Your task is to repeat the lines below exactly, excluding any pictures they contain.
::: SUPPLIED MATERIAL
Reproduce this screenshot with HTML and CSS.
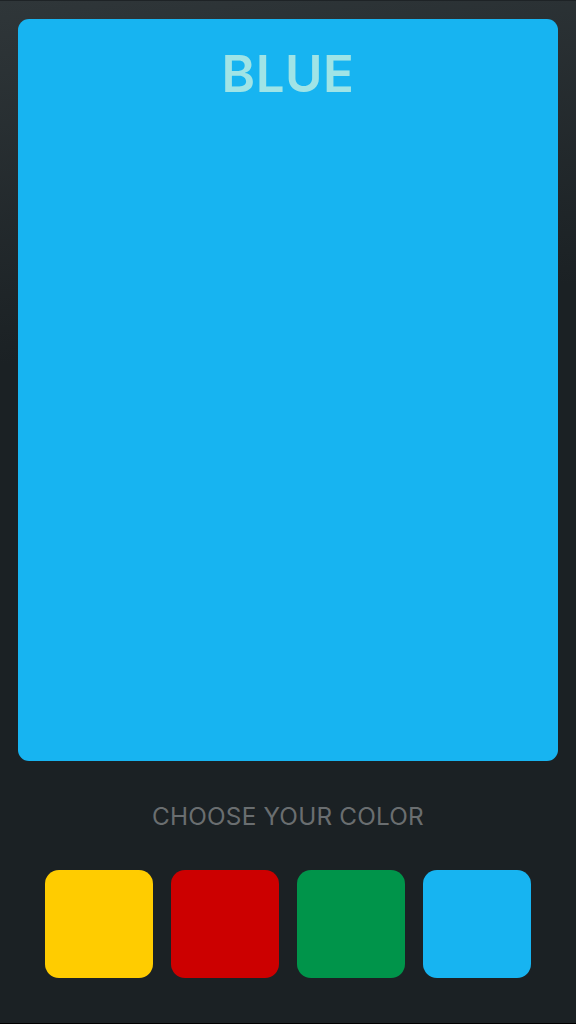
FILE: index.html
```html
<!DOCTYPE html>
<html>
<head>
<meta charset="utf-8">
<link rel="stylesheet" href="styles.css">
</head>
<body>
<div class="screen">
  <div class="card">
    <div class="title">BLUE</div>
  </div>
  <div class="prompt">CHOOSE YOUR COLOR</div>
  <div class="choices">
    <div class="swatch yellow"></div>
    <div class="swatch red"></div>
    <div class="swatch green"></div>
    <div class="swatch blue"></div>
  </div>
</div>
</body>
</html>
```
FILE: styles.css
```css
html, body {
  margin: 0;
  padding: 0;
  background: #1b2023;
}
.screen {
  width: 576px;
  height: 1024px;
  box-sizing: border-box;
  padding: 18px 18px 0 18px;
  background: linear-gradient(172deg, #2f3639 0%, #1b2124 33%, #1b2124 100%);
  border-top: 1px solid #1e2326;
  border-bottom: 1px solid #000;
  display: flex;
  flex-direction: column;
  font-family: Inter, "Noto Sans", sans-serif;
}
.card {
  height: 742px;
  background: #17b4f1;
  border-radius: 11px;
  display: flex;
  justify-content: center;
}
.title {
  margin-top: 24px;
  font-size: 51px;
  font-weight: 600;
  color: #a0e4e6;
  line-height: 62px;
  letter-spacing: 0.5px;
}
.prompt {
  margin-top: 40px;
  text-align: center;
  font-size: 24.3px;
  color: #6a6e70;
  line-height: 30px;
  letter-spacing: 0.2px;
}
.choices {
  margin-top: 39px;
  display: flex;
  justify-content: center;
  gap: 18px;
}
.swatch {
  width: 108px;
  height: 108px;
  border-radius: 14px;
}
.yellow { background: #ffcc00; }
.red { background: #cc0000; }
.green { background: #00944a; }
.blue { background: #17b4f1; }
```
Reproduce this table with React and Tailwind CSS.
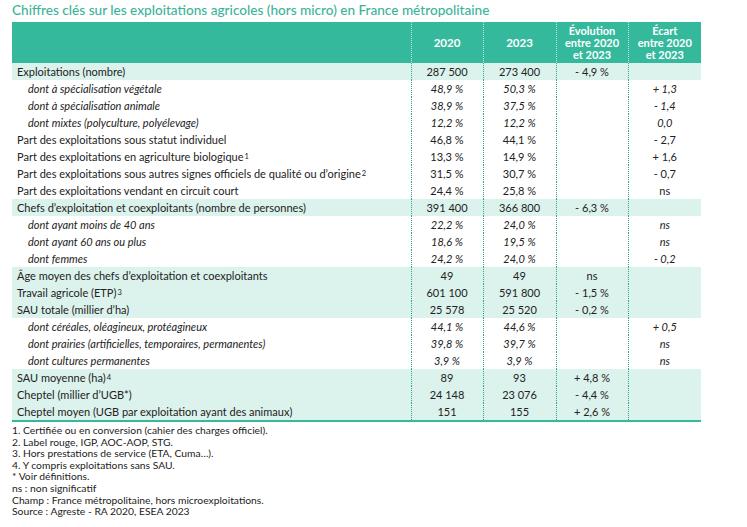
const rows = [
  { label: "Exploitations (nombre)", v: ["287 500", "273 400", "- 4,9 %", ""], hl: true },
  { label: "dont à spécialisation végétale", v: ["48,9 %", "50,3 %", "", "+ 1,3"], sub: true },
  { label: "dont à spécialisation animale", v: ["38,9 %", "37,5 %", "", "- 1,4"], sub: true },
  { label: "dont mixtes (polyculture, polyélevage)", v: ["12,2 %", "12,2 %", "", "0,0"], sub: true },
  { label: "Part des exploitations sous statut individuel", v: ["46,8 %", "44,1 %", "", "- 2,7"] },
  { label: "Part des exploitations en agriculture biologique", sup: "1", v: ["13,3 %", "14,9 %", "", "+ 1,6"] },
  { label: "Part des exploitations sous autres signes officiels de qualité ou d’origine", sup: "2", v: ["31,5 %", "30,7 %", "", "- 0,7"] },
  { label: "Part des exploitations vendant en circuit court", v: ["24,4 %", "25,8 %", "", "ns"] },
  { label: "Chefs d’exploitation et coexploitants (nombre de personnes)", v: ["391 400", "366 800", "- 6,3 %", ""], hl: true },
  { label: "dont ayant moins de 40 ans", v: ["22,2 %", "24,0 %", "", "ns"], sub: true },
  { label: "dont ayant 60 ans ou plus", v: ["18,6 %", "19,5 %", "", "ns"], sub: true },
  { label: "dont femmes", v: ["24,2 %", "24,0 %", "", "- 0,2"], sub: true },
  { label: "Âge moyen des chefs d’exploitation et coexploitants", v: ["49", "49", "ns", ""], hl: true },
  { label: "Travail agricole (ETP)", sup: "3", v: ["601 100", "591 800", "- 1,5 %", ""], hl: true },
  { label: "SAU totale (millier d’ha)", v: ["25 578", "25 520", "- 0,2 %", ""], hl: true },
  { label: "dont céréales, oléagineux, protéagineux", v: ["44,1 %", "44,6 %", "", "+ 0,5"], sub: true },
  { label: "dont prairies (artificielles, temporaires, permanentes)", v: ["39,8 %", "39,7 %", "", "ns"], sub: true },
  { label: "dont cultures permanentes", v: ["3,9 %", "3,9 %", "", "ns"], sub: true },
  { label: "SAU moyenne (ha)", sup: "4", v: ["89", "93", "+ 4,8 %", ""], hl: true },
  { label: "Cheptel (millier d’UGB*)", v: ["24 148", "23 076", "- 4,4 %", ""], hl: true },
  { label: "Cheptel moyen (UGB par exploitation ayant des animaux)", v: ["151", "155", "+ 2,6 %", ""], hl: true },
];

const notes = [
  "1. Certifiée ou en conversion (cahier des charges officiel).",
  "2. Label rouge, IGP, AOC-AOP, STG.",
  "3. Hors prestations de service (ETA, Cuma…).",
  "4. Y compris exploitations sans SAU.",
  "* Voir définitions.",
  "ns : non significatif",
  "Champ : France métropolitaine, hors microexploitations.",
  "Source : Agreste - RA 2020, ESEA 2023",
];

export default function App() {
  return (
    <div className="w-[747px] h-[527px] bg-white pl-[12px] pt-[2px] text-[#222]" style={{ fontFamily: "Lato, 'Open Sans', sans-serif" }}>
      <h1 className="text-[13.6px] leading-[17px] text-[#3bb49a] font-medium">
        Chiffres clés sur les exploitations agricoles (hors micro) en France métropolitaine
      </h1>
      <table className="mt-[3px] w-[689px] border-collapse text-[11px] leading-[17px]">
        <thead>
          <tr className="bg-[#35b99c] text-white font-bold h-[41px]">
            <th className="w-[399px]"></th>
            <th className="w-[72px] border-l border-dotted border-white/70 align-middle text-[11.5px]">2020</th>
            <th className="w-[73px] border-l border-dotted border-white/70 align-middle text-[11.5px]">2023</th>
            <th className="w-[72px] border-l border-dotted border-white/70 leading-[12px] align-middle">Évolution<br />entre 2020<br />et 2023</th>
            <th className="w-[73px] border-l border-dotted border-white/70 leading-[12px] align-middle">Écart<br />entre 2020<br />et 2023</th>
          </tr>
        </thead>
        <tbody className="border-b-2 border-[#35b99c]">
          {rows.map((r, i) => (
            <tr key={i} className={`h-[17px] ${r.hl ? "bg-[#dcf2ec]" : ""} ${r.sub ? "italic" : ""}`}>
              <td className={`p-0 whitespace-nowrap ${r.sub ? "pl-[16px]" : "pl-[5px]"}`}>
                {r.label}
                {r.sup && <span className="text-[7.5px] align-[2px] ml-[1px]">{r.sup}</span>}
              </td>
              {r.v.map((val, j) => (
                <td key={j} className="p-0 text-center border-l border-dotted border-[#2aa88a]">{val}</td>
              ))}
            </tr>
          ))}
        </tbody>
      </table>
      <div className="mt-[3px] text-[10.3px] leading-[11.6px] text-[#222]">
        {notes.map((n, i) => (
          <div key={i}>{n}</div>
        ))}
      </div>
    </div>
  );
}
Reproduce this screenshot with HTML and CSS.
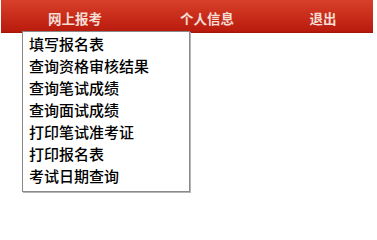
::::::
CORRECT RESPONSE:
Reproduce this screenshot with HTML and CSS.
FILE: index.html
```html
<!DOCTYPE html>
<html>
<head>
<meta charset="utf-8">
<link rel="stylesheet" href="styles.css">
</head>
<body>
<div class="screen">
  <div class="card">
    <div class="title">BLUE</div>
  </div>
  <div class="prompt">CHOOSE YOUR COLOR</div>
  <div class="choices">
    <div class="swatch yellow"></div>
    <div class="swatch red"></div>
    <div class="swatch green"></div>
    <div class="swatch blue"></div>
  </div>
</div>
</body>
</html>
```
FILE: styles.css
```css
html, body {
  margin: 0;
  padding: 0;
  background: #1b2023;
}
.screen {
  width: 576px;
  height: 1024px;
  box-sizing: border-box;
  padding: 18px 18px 0 18px;
  background: linear-gradient(172deg, #2f3639 0%, #1b2124 33%, #1b2124 100%);
  border-top: 1px solid #1e2326;
  border-bottom: 1px solid #000;
  display: flex;
  flex-direction: column;
  font-family: Inter, "Noto Sans", sans-serif;
}
.card {
  height: 742px;
  background: #17b4f1;
  border-radius: 11px;
  display: flex;
  justify-content: center;
}
.title {
  margin-top: 24px;
  font-size: 51px;
  font-weight: 600;
  color: #a0e4e6;
  line-height: 62px;
  letter-spacing: 0.5px;
}
.prompt {
  margin-top: 40px;
  text-align: center;
  font-size: 24.3px;
  color: #6a6e70;
  line-height: 30px;
  letter-spacing: 0.2px;
}
.choices {
  margin-top: 39px;
  display: flex;
  justify-content: center;
  gap: 18px;
}
.swatch {
  width: 108px;
  height: 108px;
  border-radius: 14px;
}
.yellow { background: #ffcc00; }
.red { background: #cc0000; }
.green { background: #00944a; }
.blue { background: #17b4f1; }
```
Reproduce this table with React and Tailwind CSS.
const rows = [
  { label: "Exploitations (nombre)", v: ["287 500", "273 400", "- 4,9 %", ""], hl: true },
  { label: "dont à spécialisation végétale", v: ["48,9 %", "50,3 %", "", "+ 1,3"], sub: true },
  { label: "dont à spécialisation animale", v: ["38,9 %", "37,5 %", "", "- 1,4"], sub: true },
  { label: "dont mixtes (polyculture, polyélevage)", v: ["12,2 %", "12,2 %", "", "0,0"], sub: true },
  { label: "Part des exploitations sous statut individuel", v: ["46,8 %", "44,1 %", "", "- 2,7"] },
  { label: "Part des exploitations en agriculture biologique", sup: "1", v: ["13,3 %", "14,9 %", "", "+ 1,6"] },
  { label: "Part des exploitations sous autres signes officiels de qualité ou d’origine", sup: "2", v: ["31,5 %", "30,7 %", "", "- 0,7"] },
  { label: "Part des exploitations vendant en circuit court", v: ["24,4 %", "25,8 %", "", "ns"] },
  { label: "Chefs d’exploitation et coexploitants (nombre de personnes)", v: ["391 400", "366 800", "- 6,3 %", ""], hl: true },
  { label: "dont ayant moins de 40 ans", v: ["22,2 %", "24,0 %", "", "ns"], sub: true },
  { label: "dont ayant 60 ans ou plus", v: ["18,6 %", "19,5 %", "", "ns"], sub: true },
  { label: "dont femmes", v: ["24,2 %", "24,0 %", "", "- 0,2"], sub: true },
  { label: "Âge moyen des chefs d’exploitation et coexploitants", v: ["49", "49", "ns", ""], hl: true },
  { label: "Travail agricole (ETP)", sup: "3", v: ["601 100", "591 800", "- 1,5 %", ""], hl: true },
  { label: "SAU totale (millier d’ha)", v: ["25 578", "25 520", "- 0,2 %", ""], hl: true },
  { label: "dont céréales, oléagineux, protéagineux", v: ["44,1 %", "44,6 %", "", "+ 0,5"], sub: true },
  { label: "dont prairies (artificielles, temporaires, permanentes)", v: ["39,8 %", "39,7 %", "", "ns"], sub: true },
  { label: "dont cultures permanentes", v: ["3,9 %", "3,9 %", "", "ns"], sub: true },
  { label: "SAU moyenne (ha)", sup: "4", v: ["89", "93", "+ 4,8 %", ""], hl: true },
  { label: "Cheptel (millier d’UGB*)", v: ["24 148", "23 076", "- 4,4 %", ""], hl: true },
  { label: "Cheptel moyen (UGB par exploitation ayant des animaux)", v: ["151", "155", "+ 2,6 %", ""], hl: true },
];

const notes = [
  "1. Certifiée ou en conversion (cahier des charges officiel).",
  "2. Label rouge, IGP, AOC-AOP, STG.",
  "3. Hors prestations de service (ETA, Cuma…).",
  "4. Y compris exploitations sans SAU.",
  "* Voir définitions.",
  "ns : non significatif",
  "Champ : France métropolitaine, hors microexploitations.",
  "Source : Agreste - RA 2020, ESEA 2023",
];

export default function App() {
  return (
    <div className="w-[747px] h-[527px] bg-white pl-[12px] pt-[2px] text-[#222]" style={{ fontFamily: "Lato, 'Open Sans', sans-serif" }}>
      <h1 className="text-[13.6px] leading-[17px] text-[#3bb49a] font-medium">
        Chiffres clés sur les exploitations agricoles (hors micro) en France métropolitaine
      </h1>
      <table className="mt-[3px] w-[689px] border-collapse text-[11px] leading-[17px]">
        <thead>
          <tr className="bg-[#35b99c] text-white font-bold h-[41px]">
            <th className="w-[399px]"></th>
            <th className="w-[72px] border-l border-dotted border-white/70 align-middle text-[11.5px]">2020</th>
            <th className="w-[73px] border-l border-dotted border-white/70 align-middle text-[11.5px]">2023</th>
            <th className="w-[72px] border-l border-dotted border-white/70 leading-[12px] align-middle">Évolution<br />entre 2020<br />et 2023</th>
            <th className="w-[73px] border-l border-dotted border-white/70 leading-[12px] align-middle">Écart<br />entre 2020<br />et 2023</th>
          </tr>
        </thead>
        <tbody className="border-b-2 border-[#35b99c]">
          {rows.map((r, i) => (
            <tr key={i} className={`h-[17px] ${r.hl ? "bg-[#dcf2ec]" : ""} ${r.sub ? "italic" : ""}`}>
              <td className={`p-0 whitespace-nowrap ${r.sub ? "pl-[16px]" : "pl-[5px]"}`}>
                {r.label}
                {r.sup && <span className="text-[7.5px] align-[2px] ml-[1px]">{r.sup}</span>}
              </td>
              {r.v.map((val, j) => (
                <td key={j} className="p-0 text-center border-l border-dotted border-[#2aa88a]">{val}</td>
              ))}
            </tr>
          ))}
        </tbody>
      </table>
      <div className="mt-[3px] text-[10.3px] leading-[11.6px] text-[#222]">
        {notes.map((n, i) => (
          <div key={i}>{n}</div>
        ))}
      </div>
    </div>
  );
}
Reproduce this screenshot with HTML and CSS.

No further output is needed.